Adelaida is a Tseltal and Tsotsil woman from Nueva Palestina, in the state of Chiapas, where she has been a part of community activities throughout her life, focusing on developing and working with food gardens. She joined the Slow Food Indigenous Peoples’ Network with changing the issue of women’s access to land in her community, and now she started to set up and grow a women-led agroecological garden with other women from her community.

Elvia Villani Catalán

Elvia is an Me´phaa woman and agronomist working with coffee from the Ojo de Agua community in Malinaltepec, in the state of Guerrero. She has worked to promote the production of coffee in the agroforestry system since 2016. The Slow Food Community and cooperative she works with are part of the Slow Food Coffee Coalition, and she keeps working to make sure that the production of quality coffee is paired with caring for the forests where many of her community’s traditional foods, like “quelites” come from.

María Daniela Tun Caamal

Daniela, a Maya woman from Tixcacalcupul in the state of Yucatán.

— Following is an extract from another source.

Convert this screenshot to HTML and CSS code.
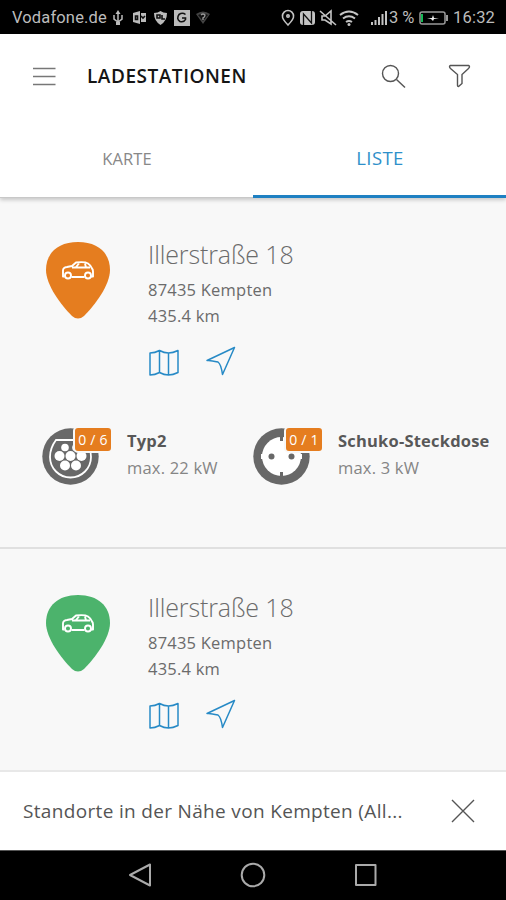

From a young age she has worked in community projects and participated in the implementation of programs for the sustainability of food systems in her communities. She is developing a project where her community will have the possibilities to raise the Slow Food Presidium Yucatán Hairless Pig in a forest pasture system, ensuring the preservation of this breed, and the foods that are prepared with it.

Arsenio Tun Caamal

Arsenio is a Maya representative from Tixcacalcupul in the state of Yucatán. Alongside his sister María Daniela, he has been an active participant in community projects, focusing on the preservation of Maya recipes and food heritage. He is currently working in a project with 8 women and 15 men from his community to preserve traditional recipes, and reaching out to schools to help educate the youth on the importance of their gastronomic heritage, which is being lost because of the community’s youth migrating, and the loss of intergenerational exchanges.